Where on Earth are volcanoes found?
As volcanoes are defined as any point where these hot materials are vented to the Earth's surface, the vast majority of volcanoes on Earth are located along the edges of tectonic plates. These are not always in the form of the large cones that are often associated with them.
In fact, over 80% of the volcanoes on Earth are located around an area that is famously called the Ring of Fire or Pacific Ring of Fire.
Landmark Volcanic Eruptions
Mount Vesuvius. In 79 A.D., Mount Vesuvius erupted and destroyed multiple villages including the city of Pompeii and another city called Herculaneum. Oplontis was a smaller village but was also very close to the eruption and destroyed.

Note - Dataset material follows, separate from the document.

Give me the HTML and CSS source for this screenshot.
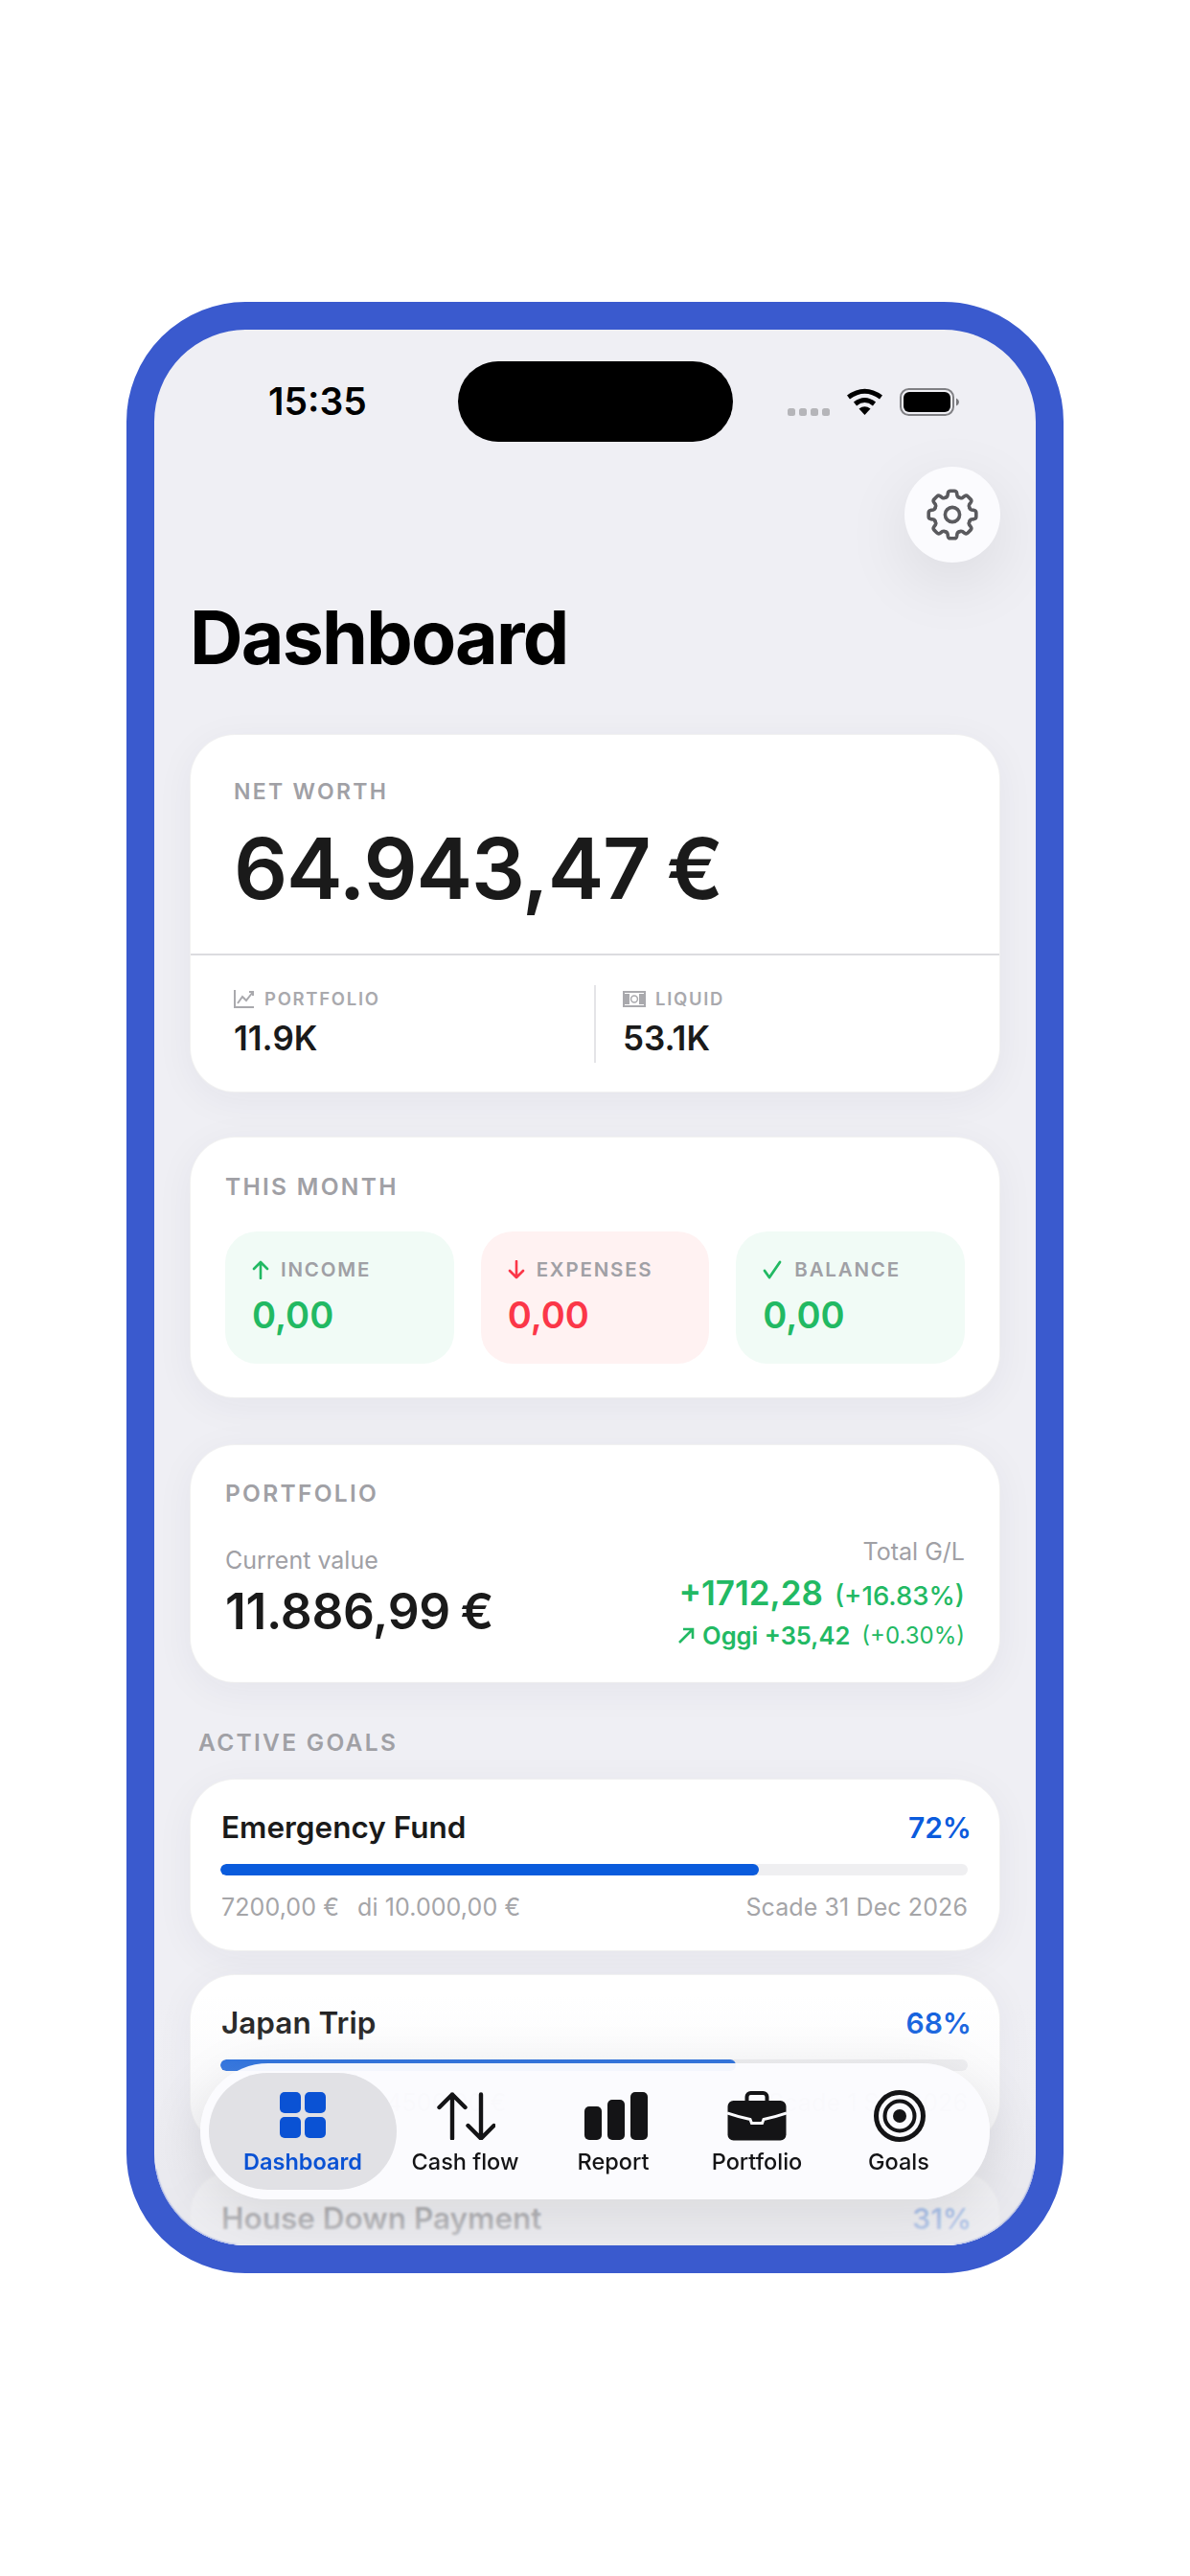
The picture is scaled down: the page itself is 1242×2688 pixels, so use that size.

Mount St. Helens. Mount St. Helens erupted in 1980 A.D. It was said to have 'blown its top off', and a massive landslide followed the eruption on the north side of the mountain. A large crater is now located at the top where the explosion ejected lava, rock and ash.
Krakatao Volcano. In 1883 a volcano located on the island of Krakatau, which is found between Java and Sumatra in Indonesia, erupted and killed over 36,000 people. Many of the deaths were not directly caused by volcanic activity but by tsunamis that formed as a result of the explosion and struck surrounding islands.
Volcanoes on other planetary bodies
These geological phenomena are not only found on Earth. Utilizing the definition of a volcano, it should be possible to locate them on any planet or moon that has an active core which builds up gas and pressure, and a solid or mostly solid crust through which these elements escape. Planetary scientists are now utilizing evidence of volanic activity, or lack of, to help them identify planetary bodies with or without active inner layers and cores. Some of the planetary bodies within our solar system that have or at one time had volcanic activity include:
- Jupiter's fifth moon, Io. Io is the only planetary body aside from Earth that scientists have positively identified volcanic activity on, and a lot of it has been observed. Because of its close proximity to Jupiter, the core of Io most likely remains active due to Jupiter's strong gravitational field essentially 'wreaking havoc' on it, as Io orbits the massive planet.
- Mars. While Mars no longer has volcanic activity, it certainly did in the past. Using satellite imagery, planetary scientists have been able to identify a number of ancient but inactive volcanoes on the red planet's surface. These include Olympus Mons - a massive volcano that is over two times the size of Mount Everest, Alba Mons - a volcano that is approximately one-third the height of Olympus Mons but covers about the same area as the United States, and the Tharsis Montes, a group of three enormous shield volcanoes.
Volcanoes in Literature, Film and Culture
- In 1990, Tom Hanks and Meg Ryan starred in a romantic comedy called "Joe Versus the Volcano". In the film, Tom Hanks plays a dissatisfied employee who gets tasked to save a wealthy man's island by sacrificing himself to a volcano that the native islanders believe is a deity.
- Pierce Brosnan starred in a 1997 movie titled "Dante's Peak", in which he plays a professor that believes a volcano is about to erupt but has difficulty convincing the people of a nearby town and evacuating it.
- There are numerous paintings that have been created in regards to volcanic eruptions. One example titled "The Eruption of Mount Vesuvius", was painted by Pierre-Jacques Volaire in 1777, and is now located at the North Carolina Museum of Art.